What will it take to temper this red hot “money-borrowing” market?
To the dismay of investors, the Federal Reserve must incrementally raise the target federal funds rate. History paints a clear picture of short-term equilibrium with near-zero rates, but long-term, sustainable growth with low to moderate target rates. The problem nowadays is that the equity markets have become overzealous whenever Jerome Powell (Chair of the Federal Reserve) even mentions raising rates within the next few years.
It is tough to blame the investors for this attitude as most people in the wealth accumulation phase entered the market when rates were sub 2%, and their past experience has taught them that raising rates equals an attack on equity growth. For the time being it is clear that the target interest rates will stay steady to keep boosting the overall economy during the “great reopening”, but this is a key metric to note over the next 18-24 months as a factor that could prove deleterious for market performance.
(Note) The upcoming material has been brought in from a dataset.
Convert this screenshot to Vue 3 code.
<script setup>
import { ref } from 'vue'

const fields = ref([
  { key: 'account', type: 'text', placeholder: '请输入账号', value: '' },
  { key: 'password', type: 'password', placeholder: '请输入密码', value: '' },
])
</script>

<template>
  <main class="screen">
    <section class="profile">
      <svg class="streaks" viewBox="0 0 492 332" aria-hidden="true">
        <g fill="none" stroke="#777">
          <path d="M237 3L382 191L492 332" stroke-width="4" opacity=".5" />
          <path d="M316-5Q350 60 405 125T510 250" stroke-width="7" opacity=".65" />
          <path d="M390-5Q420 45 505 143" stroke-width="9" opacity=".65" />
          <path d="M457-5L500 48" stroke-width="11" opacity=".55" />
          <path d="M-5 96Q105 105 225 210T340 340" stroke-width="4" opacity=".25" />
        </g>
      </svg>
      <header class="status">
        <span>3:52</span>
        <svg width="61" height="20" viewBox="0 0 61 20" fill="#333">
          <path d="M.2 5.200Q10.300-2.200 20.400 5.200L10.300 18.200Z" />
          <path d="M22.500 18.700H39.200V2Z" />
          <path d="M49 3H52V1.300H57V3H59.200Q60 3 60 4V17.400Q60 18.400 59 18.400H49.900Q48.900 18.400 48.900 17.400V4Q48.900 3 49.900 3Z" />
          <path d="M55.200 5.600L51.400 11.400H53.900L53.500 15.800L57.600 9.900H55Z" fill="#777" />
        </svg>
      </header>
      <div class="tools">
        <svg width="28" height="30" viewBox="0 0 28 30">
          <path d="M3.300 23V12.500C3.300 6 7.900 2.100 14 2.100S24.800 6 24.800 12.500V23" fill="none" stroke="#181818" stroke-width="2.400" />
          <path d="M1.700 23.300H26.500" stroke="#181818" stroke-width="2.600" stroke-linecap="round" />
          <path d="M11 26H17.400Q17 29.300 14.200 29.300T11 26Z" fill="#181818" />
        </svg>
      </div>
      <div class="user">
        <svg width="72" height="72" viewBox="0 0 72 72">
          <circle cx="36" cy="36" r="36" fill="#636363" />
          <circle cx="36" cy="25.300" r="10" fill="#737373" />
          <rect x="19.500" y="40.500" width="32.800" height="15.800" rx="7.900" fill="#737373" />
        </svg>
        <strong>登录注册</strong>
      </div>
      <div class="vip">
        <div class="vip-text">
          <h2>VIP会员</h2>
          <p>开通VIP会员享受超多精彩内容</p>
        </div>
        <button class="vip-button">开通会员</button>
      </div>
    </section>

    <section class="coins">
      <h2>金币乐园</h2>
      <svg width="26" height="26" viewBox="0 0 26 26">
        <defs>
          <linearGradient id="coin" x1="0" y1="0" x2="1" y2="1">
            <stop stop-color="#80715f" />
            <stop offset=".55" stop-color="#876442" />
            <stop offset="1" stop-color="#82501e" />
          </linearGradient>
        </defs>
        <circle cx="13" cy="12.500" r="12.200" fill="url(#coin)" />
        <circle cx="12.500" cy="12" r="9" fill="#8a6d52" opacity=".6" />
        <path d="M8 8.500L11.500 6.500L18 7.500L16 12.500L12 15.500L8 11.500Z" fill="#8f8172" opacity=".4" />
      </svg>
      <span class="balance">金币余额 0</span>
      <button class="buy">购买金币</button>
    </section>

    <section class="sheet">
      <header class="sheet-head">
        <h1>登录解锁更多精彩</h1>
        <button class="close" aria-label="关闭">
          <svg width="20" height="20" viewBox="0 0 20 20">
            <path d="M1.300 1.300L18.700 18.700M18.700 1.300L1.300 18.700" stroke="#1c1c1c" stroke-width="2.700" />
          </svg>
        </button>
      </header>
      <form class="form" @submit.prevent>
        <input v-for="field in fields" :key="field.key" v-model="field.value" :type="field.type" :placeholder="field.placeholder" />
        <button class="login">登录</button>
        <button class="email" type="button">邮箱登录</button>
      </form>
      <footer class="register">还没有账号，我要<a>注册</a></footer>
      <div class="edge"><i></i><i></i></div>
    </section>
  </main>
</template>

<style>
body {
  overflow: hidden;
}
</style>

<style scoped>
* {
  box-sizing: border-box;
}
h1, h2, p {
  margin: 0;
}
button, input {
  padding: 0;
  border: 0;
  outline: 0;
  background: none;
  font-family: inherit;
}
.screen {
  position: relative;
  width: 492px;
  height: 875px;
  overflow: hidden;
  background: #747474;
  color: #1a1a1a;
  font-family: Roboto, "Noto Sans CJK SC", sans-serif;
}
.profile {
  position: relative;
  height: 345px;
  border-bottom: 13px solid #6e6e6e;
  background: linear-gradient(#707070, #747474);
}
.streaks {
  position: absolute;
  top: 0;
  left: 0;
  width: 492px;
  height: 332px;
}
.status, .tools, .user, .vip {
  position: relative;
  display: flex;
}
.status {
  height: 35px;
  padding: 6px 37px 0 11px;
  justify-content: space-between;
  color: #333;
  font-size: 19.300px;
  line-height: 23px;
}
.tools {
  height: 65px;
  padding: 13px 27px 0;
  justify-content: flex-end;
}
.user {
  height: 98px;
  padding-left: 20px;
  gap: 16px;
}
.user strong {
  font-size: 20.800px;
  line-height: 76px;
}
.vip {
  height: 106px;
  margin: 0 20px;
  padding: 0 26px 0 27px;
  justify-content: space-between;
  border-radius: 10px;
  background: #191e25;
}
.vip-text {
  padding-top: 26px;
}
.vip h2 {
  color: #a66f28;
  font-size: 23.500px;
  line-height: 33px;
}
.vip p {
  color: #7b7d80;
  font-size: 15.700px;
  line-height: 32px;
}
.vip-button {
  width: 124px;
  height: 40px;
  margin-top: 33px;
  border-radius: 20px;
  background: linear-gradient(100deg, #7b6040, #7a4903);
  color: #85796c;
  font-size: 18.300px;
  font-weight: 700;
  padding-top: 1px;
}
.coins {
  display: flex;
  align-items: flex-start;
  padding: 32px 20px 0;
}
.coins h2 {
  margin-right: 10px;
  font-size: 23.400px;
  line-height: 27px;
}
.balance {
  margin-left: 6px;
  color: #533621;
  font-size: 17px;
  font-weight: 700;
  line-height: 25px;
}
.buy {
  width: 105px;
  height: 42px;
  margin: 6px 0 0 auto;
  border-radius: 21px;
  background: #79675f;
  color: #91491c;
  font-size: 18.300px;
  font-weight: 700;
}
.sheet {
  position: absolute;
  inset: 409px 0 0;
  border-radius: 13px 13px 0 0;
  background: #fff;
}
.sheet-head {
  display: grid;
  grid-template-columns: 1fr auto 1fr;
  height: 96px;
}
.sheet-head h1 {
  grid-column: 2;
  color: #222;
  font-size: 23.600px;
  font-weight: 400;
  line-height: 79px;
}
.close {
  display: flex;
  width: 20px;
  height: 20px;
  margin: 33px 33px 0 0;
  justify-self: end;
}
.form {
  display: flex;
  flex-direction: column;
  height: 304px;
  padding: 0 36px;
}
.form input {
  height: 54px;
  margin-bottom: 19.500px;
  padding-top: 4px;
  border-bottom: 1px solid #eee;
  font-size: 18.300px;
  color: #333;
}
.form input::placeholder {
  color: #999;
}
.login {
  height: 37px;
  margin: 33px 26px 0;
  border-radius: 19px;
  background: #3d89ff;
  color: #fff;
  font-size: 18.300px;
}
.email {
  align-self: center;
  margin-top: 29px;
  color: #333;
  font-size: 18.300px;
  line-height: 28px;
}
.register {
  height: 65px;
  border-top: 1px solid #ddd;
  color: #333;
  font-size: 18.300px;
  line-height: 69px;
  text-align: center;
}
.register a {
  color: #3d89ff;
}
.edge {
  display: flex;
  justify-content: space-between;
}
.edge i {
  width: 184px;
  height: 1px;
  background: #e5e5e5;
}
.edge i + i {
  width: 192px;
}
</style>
As for the overall market performance of the last quarter, investors that have stayed the course with a well-rounded plan – especially for the past 18 months – have reaped the rewards of a stellar investment market. Specifically, the S&P 500 Index (equity index tracking the largest cap-weighted publicly traded companies) broke through double-digit performance for the year in Q2 with a quarterly return of +8.55% and a YTD return through June 30th of +15.25%. On the opposite side of the investment spectrum is the bond market, typically tracked by the Bloomberg Barclays US AGG Bond Index, which turned positive for the year in Q2 resulting in +1.83% for the quarter and down only -1.60% for the year.
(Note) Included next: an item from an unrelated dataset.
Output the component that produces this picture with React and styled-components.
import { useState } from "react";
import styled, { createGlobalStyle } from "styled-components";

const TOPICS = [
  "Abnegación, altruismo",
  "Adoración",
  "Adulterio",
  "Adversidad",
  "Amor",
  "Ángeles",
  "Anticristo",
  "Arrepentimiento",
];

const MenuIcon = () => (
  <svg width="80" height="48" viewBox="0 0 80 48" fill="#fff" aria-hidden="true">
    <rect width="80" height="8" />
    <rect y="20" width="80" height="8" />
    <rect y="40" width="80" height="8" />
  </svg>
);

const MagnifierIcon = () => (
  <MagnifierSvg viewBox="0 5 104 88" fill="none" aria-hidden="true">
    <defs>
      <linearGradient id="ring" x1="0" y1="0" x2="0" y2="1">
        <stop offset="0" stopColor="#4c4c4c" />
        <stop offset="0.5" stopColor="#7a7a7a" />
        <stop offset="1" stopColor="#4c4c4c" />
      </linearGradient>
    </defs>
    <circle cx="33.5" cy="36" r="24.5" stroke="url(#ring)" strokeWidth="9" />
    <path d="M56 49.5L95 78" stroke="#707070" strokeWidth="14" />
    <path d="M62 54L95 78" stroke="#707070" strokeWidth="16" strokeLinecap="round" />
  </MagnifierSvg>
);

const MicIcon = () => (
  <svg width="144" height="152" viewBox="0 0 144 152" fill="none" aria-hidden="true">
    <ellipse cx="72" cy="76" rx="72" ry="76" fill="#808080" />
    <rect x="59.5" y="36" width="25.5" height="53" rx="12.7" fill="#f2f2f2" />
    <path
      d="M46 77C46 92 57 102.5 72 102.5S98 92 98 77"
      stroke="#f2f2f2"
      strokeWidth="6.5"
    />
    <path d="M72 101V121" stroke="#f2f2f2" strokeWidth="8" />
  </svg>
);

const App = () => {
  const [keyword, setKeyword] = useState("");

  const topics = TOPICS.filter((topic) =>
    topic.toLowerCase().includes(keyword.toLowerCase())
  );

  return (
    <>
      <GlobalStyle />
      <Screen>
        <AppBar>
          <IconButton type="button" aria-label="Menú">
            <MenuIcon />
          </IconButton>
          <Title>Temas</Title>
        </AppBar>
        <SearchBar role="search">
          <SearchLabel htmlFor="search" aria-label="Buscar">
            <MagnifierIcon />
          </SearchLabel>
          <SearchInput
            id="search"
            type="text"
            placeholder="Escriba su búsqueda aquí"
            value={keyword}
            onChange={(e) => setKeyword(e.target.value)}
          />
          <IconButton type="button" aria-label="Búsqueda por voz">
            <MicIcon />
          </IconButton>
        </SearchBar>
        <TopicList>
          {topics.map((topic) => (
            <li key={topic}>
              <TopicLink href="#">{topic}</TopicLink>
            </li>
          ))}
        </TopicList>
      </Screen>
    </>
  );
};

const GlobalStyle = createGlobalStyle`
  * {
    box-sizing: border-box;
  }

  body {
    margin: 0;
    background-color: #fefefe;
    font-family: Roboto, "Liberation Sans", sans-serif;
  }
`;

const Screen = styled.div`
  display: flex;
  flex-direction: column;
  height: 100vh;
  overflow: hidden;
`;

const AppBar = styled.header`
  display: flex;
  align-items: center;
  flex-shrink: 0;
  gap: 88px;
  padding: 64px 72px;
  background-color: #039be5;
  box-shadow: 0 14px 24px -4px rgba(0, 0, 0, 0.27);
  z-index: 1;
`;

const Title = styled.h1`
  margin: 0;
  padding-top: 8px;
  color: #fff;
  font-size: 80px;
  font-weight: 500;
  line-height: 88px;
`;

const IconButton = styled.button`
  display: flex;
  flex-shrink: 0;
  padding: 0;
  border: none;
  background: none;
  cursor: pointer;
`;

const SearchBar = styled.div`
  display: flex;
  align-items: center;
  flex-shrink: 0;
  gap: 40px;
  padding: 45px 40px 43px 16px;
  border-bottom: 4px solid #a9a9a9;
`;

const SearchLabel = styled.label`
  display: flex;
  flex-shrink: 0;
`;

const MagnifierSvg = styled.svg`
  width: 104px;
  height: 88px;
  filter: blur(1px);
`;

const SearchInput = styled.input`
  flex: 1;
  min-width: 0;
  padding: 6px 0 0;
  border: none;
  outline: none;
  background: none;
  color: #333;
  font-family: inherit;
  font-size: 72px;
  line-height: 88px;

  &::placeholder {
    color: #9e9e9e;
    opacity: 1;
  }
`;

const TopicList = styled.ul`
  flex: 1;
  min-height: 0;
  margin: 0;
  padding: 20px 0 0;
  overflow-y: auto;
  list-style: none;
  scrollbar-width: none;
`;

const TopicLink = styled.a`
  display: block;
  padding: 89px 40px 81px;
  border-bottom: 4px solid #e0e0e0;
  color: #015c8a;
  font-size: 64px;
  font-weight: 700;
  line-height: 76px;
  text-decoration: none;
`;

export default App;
Comparing the two benchmarks for correlation to personal investment achievement can be tricky, but a necessary task when assessing your standing for success.
Targeted risk tolerance, time horizon, and implemented allocation are all applicable measures to use when identifying a benchmark to compare personal performance to the rest of the market. The important factor to remember is like your asset allocation, the comparative benchmark is only able to track real-time and historic data. While there are futures indices, those are used only able to guesstimate short-term expectations. Long-term success within wealth planning takes deep experience, vast knowledge, and absolute belief in a holistic strategy.
The past decade-plus has been spent riding the good life to extraordinary growth within the market and economy, but the real test seems to be looming in the future. Imperative to continuing on a prosperous path is the ability to trust in a sound process through all circumstances.